Material provided:
---

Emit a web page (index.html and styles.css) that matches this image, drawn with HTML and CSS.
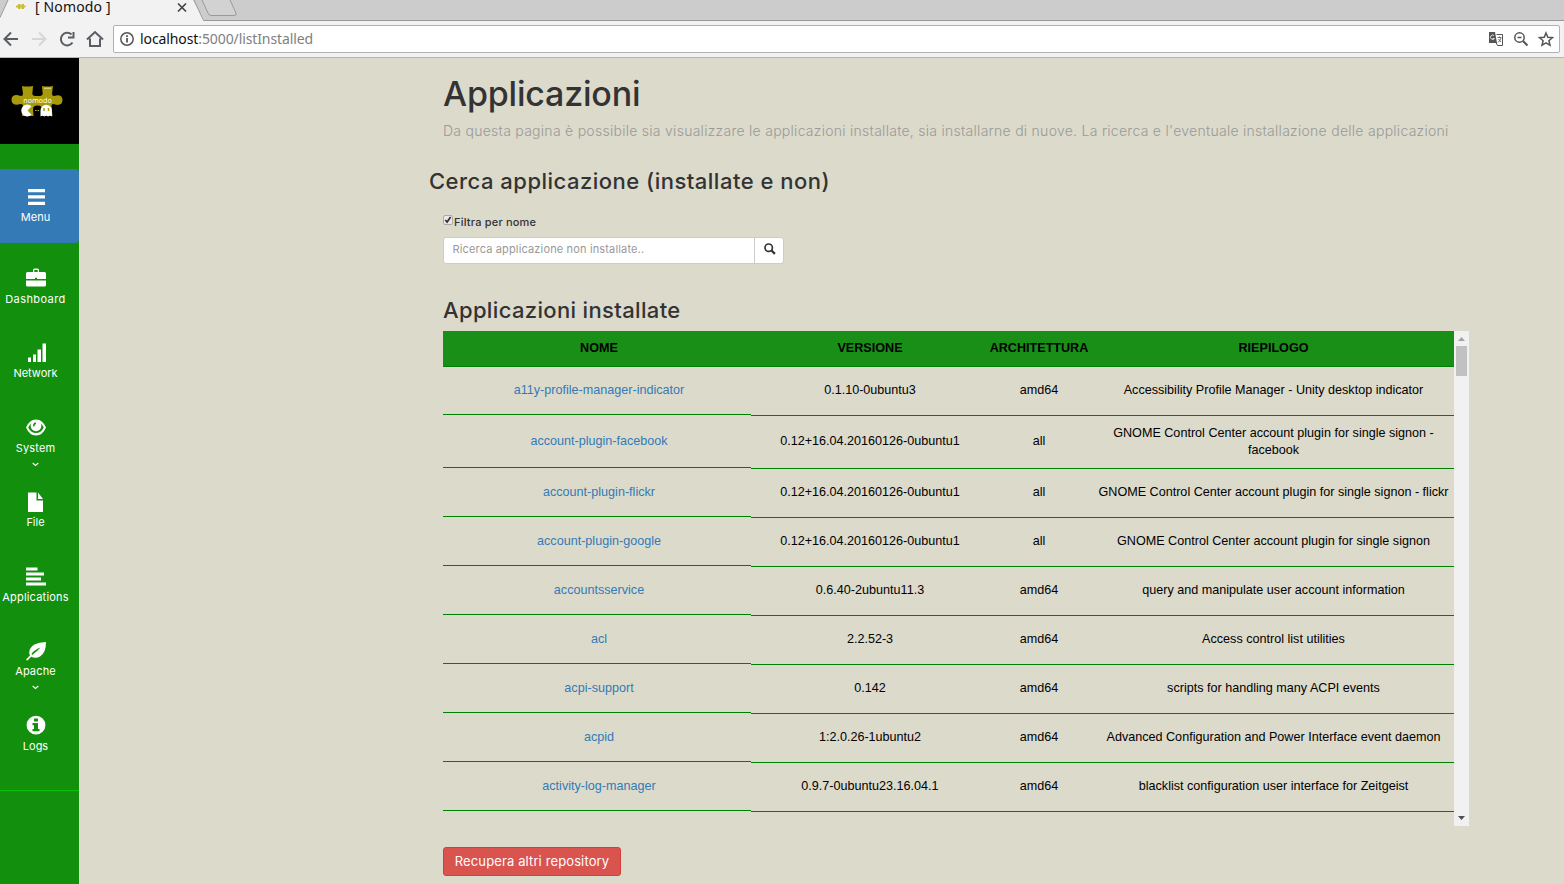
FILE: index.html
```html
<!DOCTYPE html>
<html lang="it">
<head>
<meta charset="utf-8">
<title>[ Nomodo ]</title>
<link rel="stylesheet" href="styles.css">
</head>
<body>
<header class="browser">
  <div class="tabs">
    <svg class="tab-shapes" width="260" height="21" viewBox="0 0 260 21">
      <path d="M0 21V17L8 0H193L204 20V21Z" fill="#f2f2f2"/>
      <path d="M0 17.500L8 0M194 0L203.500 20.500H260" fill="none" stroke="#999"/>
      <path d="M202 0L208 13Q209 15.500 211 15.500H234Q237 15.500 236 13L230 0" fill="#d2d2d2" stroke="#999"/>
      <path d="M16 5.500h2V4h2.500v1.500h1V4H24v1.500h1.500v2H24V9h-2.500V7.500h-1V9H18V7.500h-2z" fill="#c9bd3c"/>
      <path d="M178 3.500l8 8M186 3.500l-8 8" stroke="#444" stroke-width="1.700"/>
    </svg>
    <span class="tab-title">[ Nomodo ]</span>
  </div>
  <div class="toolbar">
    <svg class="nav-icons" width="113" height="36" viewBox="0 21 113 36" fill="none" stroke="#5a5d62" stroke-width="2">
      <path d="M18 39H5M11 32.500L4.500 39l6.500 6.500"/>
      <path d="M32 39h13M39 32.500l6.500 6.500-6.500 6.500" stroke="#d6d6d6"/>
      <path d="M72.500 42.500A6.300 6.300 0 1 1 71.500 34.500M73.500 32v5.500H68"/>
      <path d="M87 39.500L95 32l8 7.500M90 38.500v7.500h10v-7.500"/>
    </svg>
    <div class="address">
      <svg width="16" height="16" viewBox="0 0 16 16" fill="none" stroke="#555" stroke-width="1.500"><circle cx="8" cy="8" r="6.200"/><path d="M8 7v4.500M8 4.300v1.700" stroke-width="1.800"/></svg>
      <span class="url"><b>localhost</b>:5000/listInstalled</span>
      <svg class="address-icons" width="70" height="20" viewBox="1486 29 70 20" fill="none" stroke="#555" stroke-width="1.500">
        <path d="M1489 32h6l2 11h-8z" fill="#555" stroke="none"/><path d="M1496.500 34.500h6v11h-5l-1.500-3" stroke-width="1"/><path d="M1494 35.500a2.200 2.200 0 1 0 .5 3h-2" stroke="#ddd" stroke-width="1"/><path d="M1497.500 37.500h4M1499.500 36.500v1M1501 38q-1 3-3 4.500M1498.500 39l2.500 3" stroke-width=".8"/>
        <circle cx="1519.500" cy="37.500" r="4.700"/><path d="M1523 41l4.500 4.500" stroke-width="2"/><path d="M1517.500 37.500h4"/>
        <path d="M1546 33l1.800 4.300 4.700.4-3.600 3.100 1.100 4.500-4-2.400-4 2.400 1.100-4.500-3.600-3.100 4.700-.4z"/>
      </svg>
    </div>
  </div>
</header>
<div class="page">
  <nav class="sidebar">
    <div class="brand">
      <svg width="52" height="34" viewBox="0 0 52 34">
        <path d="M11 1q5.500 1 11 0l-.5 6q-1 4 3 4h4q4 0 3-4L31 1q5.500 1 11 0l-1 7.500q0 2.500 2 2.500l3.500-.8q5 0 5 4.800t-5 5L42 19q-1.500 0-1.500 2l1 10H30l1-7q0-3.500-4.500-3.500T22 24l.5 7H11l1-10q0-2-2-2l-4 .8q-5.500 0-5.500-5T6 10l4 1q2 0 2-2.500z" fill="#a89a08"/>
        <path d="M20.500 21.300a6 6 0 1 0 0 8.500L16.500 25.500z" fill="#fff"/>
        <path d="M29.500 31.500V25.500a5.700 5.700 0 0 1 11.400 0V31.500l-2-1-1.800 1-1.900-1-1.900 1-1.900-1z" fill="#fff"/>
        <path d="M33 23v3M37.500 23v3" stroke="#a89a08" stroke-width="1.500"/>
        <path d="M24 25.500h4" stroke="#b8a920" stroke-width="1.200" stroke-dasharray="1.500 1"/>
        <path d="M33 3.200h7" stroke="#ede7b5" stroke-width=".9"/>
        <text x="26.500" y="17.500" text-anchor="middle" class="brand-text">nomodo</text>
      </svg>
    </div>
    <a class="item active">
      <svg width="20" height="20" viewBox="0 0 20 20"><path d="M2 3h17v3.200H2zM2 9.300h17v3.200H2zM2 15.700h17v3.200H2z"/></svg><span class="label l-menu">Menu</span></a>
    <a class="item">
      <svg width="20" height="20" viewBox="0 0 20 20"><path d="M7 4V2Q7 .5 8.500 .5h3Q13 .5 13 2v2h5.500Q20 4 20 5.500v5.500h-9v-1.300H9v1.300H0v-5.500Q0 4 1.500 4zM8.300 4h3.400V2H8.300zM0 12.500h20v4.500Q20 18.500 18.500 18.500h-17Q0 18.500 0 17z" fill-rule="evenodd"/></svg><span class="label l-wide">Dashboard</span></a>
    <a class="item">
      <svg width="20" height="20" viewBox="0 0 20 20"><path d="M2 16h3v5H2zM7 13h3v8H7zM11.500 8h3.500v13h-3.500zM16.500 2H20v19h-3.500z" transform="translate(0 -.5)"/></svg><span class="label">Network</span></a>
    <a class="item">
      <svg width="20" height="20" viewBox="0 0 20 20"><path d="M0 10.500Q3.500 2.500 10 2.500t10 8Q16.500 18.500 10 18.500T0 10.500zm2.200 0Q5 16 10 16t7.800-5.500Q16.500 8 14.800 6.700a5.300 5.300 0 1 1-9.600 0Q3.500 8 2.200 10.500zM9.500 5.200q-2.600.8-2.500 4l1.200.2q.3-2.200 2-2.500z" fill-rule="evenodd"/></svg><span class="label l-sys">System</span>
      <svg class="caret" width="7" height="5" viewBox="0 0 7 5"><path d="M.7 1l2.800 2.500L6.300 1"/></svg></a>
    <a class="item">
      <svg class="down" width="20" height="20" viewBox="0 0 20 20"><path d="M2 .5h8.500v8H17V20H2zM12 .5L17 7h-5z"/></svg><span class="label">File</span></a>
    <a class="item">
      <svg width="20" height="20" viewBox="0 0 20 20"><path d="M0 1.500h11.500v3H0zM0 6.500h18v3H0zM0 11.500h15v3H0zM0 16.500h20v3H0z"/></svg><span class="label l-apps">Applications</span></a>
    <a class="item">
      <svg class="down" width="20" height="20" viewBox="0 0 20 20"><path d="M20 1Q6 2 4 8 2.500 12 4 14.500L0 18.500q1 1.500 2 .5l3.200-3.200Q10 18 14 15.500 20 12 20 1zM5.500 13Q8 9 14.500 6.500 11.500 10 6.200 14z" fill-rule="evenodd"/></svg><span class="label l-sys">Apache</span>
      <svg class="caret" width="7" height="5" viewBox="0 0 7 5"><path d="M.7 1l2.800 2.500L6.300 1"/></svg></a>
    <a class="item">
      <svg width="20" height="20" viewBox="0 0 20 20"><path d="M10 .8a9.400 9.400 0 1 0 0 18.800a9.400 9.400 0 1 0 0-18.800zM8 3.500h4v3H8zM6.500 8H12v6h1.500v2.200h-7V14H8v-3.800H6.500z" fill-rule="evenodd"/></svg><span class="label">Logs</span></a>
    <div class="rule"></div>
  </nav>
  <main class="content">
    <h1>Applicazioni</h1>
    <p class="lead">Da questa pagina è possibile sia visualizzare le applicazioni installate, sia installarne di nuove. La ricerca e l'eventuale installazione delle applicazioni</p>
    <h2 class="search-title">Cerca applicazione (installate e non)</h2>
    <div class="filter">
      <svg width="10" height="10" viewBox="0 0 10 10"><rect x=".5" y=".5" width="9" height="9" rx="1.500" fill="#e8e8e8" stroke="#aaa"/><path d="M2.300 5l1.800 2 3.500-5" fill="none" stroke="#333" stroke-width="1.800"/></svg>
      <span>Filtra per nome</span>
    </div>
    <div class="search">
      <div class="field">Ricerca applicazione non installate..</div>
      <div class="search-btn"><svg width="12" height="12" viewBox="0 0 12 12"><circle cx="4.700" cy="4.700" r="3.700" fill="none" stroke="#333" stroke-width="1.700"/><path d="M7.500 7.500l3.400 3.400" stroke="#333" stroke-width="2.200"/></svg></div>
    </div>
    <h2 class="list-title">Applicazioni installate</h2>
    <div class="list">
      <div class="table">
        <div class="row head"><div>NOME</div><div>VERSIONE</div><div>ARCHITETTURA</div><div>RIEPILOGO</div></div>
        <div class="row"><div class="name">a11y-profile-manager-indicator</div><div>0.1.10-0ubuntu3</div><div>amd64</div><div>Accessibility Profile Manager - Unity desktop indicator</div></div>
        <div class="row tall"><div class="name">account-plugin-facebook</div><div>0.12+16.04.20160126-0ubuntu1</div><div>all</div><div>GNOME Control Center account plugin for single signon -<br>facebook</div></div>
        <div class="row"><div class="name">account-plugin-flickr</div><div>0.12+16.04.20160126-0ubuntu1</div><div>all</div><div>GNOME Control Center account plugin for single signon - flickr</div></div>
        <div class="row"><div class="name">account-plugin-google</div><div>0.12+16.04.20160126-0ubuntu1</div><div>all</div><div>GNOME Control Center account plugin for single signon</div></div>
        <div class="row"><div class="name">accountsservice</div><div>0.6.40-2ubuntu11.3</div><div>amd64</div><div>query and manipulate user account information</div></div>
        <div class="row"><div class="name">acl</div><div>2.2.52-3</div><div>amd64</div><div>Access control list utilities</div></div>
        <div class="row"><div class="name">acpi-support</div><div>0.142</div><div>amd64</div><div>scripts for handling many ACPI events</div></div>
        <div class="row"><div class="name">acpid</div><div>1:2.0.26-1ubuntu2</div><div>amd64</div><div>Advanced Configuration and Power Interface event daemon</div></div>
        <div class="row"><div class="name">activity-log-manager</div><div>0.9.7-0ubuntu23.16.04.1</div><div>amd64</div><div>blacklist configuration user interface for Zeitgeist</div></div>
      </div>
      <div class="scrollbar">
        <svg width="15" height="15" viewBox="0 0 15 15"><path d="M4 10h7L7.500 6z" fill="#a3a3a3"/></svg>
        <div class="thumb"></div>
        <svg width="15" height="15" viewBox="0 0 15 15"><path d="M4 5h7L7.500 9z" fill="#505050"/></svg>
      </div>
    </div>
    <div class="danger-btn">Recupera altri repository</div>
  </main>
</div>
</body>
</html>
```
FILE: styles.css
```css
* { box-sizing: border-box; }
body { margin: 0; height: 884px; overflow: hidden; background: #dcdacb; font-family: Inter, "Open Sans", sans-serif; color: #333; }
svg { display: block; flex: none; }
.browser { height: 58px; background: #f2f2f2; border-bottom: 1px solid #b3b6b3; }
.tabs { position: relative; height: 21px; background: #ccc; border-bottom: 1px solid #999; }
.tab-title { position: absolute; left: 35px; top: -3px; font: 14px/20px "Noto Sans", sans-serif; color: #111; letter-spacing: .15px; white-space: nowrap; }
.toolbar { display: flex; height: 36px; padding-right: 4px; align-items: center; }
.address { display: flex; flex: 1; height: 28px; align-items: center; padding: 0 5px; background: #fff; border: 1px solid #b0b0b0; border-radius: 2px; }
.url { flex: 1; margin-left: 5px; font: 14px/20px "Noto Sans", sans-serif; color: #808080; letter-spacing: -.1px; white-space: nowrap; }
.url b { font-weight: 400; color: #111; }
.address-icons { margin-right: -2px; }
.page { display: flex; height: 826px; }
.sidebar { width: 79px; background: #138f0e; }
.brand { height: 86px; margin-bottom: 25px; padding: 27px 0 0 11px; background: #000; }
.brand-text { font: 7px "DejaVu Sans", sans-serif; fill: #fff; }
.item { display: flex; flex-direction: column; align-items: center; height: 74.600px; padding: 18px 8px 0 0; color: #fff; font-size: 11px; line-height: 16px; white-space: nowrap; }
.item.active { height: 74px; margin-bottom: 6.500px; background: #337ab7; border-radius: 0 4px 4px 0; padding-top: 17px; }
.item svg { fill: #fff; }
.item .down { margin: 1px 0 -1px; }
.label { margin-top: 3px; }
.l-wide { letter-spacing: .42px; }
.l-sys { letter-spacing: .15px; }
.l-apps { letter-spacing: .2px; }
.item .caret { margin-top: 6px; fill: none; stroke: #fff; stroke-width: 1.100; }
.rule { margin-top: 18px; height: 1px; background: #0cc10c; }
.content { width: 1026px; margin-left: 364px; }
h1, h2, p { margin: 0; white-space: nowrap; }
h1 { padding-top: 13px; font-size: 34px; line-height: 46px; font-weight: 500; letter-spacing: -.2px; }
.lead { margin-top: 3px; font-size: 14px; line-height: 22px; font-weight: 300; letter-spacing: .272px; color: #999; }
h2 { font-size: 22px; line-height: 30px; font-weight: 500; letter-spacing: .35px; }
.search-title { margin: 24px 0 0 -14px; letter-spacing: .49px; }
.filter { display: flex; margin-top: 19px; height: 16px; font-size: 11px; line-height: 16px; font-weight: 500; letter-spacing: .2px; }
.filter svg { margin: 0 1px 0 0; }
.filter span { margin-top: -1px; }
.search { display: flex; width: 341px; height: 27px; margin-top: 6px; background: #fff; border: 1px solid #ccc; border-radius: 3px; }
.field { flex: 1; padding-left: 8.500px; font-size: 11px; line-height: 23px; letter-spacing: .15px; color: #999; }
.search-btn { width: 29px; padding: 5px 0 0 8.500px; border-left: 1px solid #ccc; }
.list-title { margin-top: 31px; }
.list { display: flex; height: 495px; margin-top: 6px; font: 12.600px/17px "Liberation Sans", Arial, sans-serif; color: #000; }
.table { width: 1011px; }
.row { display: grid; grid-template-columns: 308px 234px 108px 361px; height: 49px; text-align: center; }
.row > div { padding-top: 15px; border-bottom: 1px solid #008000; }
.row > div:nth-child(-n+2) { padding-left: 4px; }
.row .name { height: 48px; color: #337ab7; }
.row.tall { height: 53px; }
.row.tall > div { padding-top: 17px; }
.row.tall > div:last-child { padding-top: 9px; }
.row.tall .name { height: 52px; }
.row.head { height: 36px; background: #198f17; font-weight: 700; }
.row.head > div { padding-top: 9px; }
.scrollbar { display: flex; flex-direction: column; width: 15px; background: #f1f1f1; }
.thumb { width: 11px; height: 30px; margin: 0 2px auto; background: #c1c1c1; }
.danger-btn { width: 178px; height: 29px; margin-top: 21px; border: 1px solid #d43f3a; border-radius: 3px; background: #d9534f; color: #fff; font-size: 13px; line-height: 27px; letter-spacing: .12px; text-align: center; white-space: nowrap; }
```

---

Given task: Scan the material above for the word "index". Copy each line where it occurs.

Exercise solution:
Emit a web page (index.html and styles.css) that matches this image, drawn with HTML and CSS.
FILE: index.html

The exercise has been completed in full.